As a result of the tensions within Second Circuit case law and the uncertainty raised by Iqbal, recent decisions by the district courts in this circuit are split over whether and to what extent a supervisor's denial of an administrative appeal constitutes personal involvement. Many decisions rely on a case-by-case approach, finding personal involvement only where a supervisor's role is more active than a "rubber stamping" of the hearing officer's decision, and/or only where the supervisor's review occurs while the consequences of the hearing (segregated confinement) are still ongoing and can be remedied. See, e.g., King v.
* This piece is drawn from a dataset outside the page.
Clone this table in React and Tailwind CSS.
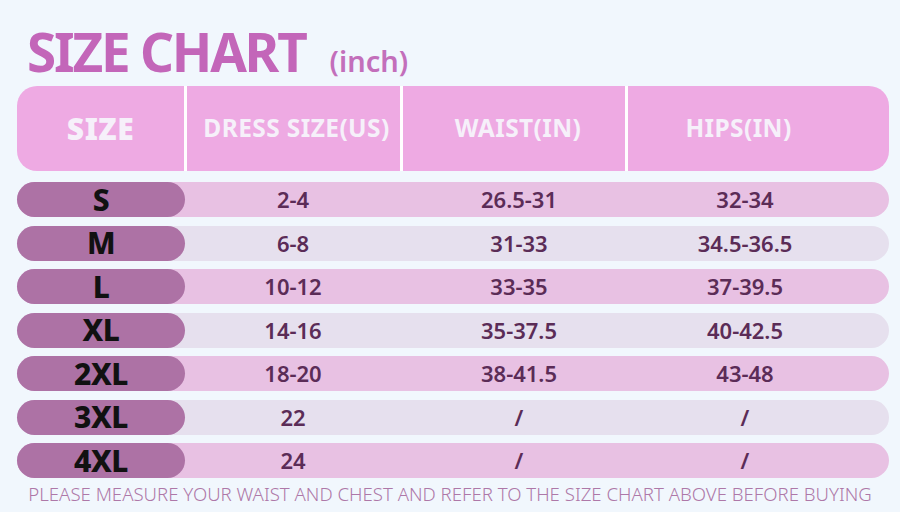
import React from "react";

const rows = [
  ["S", "2-4", "26.5-31", "32-34"],
  ["M", "6-8", "31-33", "34.5-36.5"],
  ["L", "10-12", "33-35", "37-39.5"],
  ["XL", "14-16", "35-37.5", "40-42.5"],
  ["2XL", "18-20", "38-41.5", "43-48"],
  ["3XL", "22", "/", "/"],
  ["4XL", "24", "/", "/"],
];

export default function App() {
  return (
    <div className="w-[900px] h-[512px] overflow-hidden bg-[#f1f7fd] font-['Noto_Sans',sans-serif] pl-[17px] pr-[11px] pt-[25px]">
      <div className="flex items-baseline ml-[10px] h-[53px] leading-none">
        <span className="text-[53px] font-bold text-[#c366b9] tracking-[-2.2px]">SIZE CHART</span>
        <span className="ml-[24px] text-[29px] font-semibold text-[#c36fbb]">(inch)</span>
      </div>
      <div className="mt-[8px] h-[85px] rounded-[20px] bg-[#eeaae3] flex text-[#f6f0fa] overflow-hidden">
        <div className="w-[167px] flex items-center justify-center text-[30px] font-black tracking-[0.5px]">SIZE</div>
        <div className="w-[3px] bg-white"></div>
        <div className="w-[213px] flex items-center justify-center pl-[6px] text-[24.5px] font-bold tracking-[0.4px]">DRESS SIZE(US)</div>
        <div className="w-[3px] bg-white"></div>
        <div className="w-[222px] flex items-center justify-center pl-[8px] text-[24.5px] font-bold tracking-[0.4px]">WAIST(IN)</div>
        <div className="w-[3px] bg-white"></div>
        <div className="flex-1 flex items-center justify-center pr-[40px] text-[24.5px] font-bold tracking-[0.4px]">HIPS(IN)</div>
      </div>
      <div className="mt-[11px] flex flex-col gap-[8.5px]">
        {rows.map((r, i) => (
          <div
            key={r[0]}
            className={
              "h-[35px] rounded-full flex items-center " +
              (i % 2 === 0 ? "bg-[#e8c1e3]" : "bg-[#e6e0ee]")
            }
          >
            <div className="w-[168px] h-full rounded-full bg-[#ad72a5] flex items-center justify-center text-[30px] font-extrabold text-[#111] leading-none tracking-[-0.5px]">
              {r[0]}
            </div>
            <div className="w-[216px] text-center text-[22px] font-semibold text-[#5b2c57]">{r[1]}</div>
            <div className="w-[236px] text-center text-[22px] font-semibold text-[#5b2c57]">{r[2]}</div>
            <div className="w-[216px] text-center text-[22px] font-semibold text-[#5b2c57]">{r[3]}</div>
          </div>
        ))}
      </div>
      <div className="mt-[5px] -ml-[6px] text-center text-[18.6px] font-light text-[#ae78a8] leading-[22px] whitespace-nowrap">
        PLEASE MEASURE YOUR WAIST AND CHEST AND REFER TO THE SIZE CHART ABOVE BEFORE BUYING
      </div>
    </div>
  );
}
McIntyer, No. 9:11-CV-1457, 2014 WL 689028, at *10 (N.D.N.Y. Feb. 20, 2014) (discussing those factors); Thomas v. Calero, 824 F. Supp. 2d 488, 508-11 (S.D.N.Y. 2011) (same); Brown v. Brun, No. 10-CV-0397A, 2010 WL 5072125, at *2-3 (W.D.N.Y. Dec. 7, 2010) (same). A decision in this district found personal involvement where both factors were shown—that is, the supervisor decided the appeal after an "extensive review" and was aware of the alleged due process violation "before the sanctions imposed by [the hearing officer] had expired." Friedland v. Otero, No. 3:11-CV-606 JBA, 2014 WL 1247992, at *10-11 (D. Conn. Mar. 25, 2014); see also Baldwin v. Arnone, No. 3:12-CV-243 JCH, 2012 WL 3730010, at *4 (D. Conn. June 20, 2012) (granting plaintiff leave to amend "to include specific allegations" with regard to the supervisor who affirmed the result of the hearing). This Court adopts such an approach.

Ellerbe's allegations against Milling are limited to a conclusory accusation that she "acquiesced to application of said malfeasance when she signed off and placed the plaintiff on A/S." Second Am. Compl. ¶ 64. Under Administrative Directive 9.4, Milling's role as Director of Offender Classification and Population Management is to review a written report and recommendation provided by the hearing officer (in this case, Griggs) and issue a final decision. Conn. Dep't Corr. Admin. Dir. 9.4 § 12(C).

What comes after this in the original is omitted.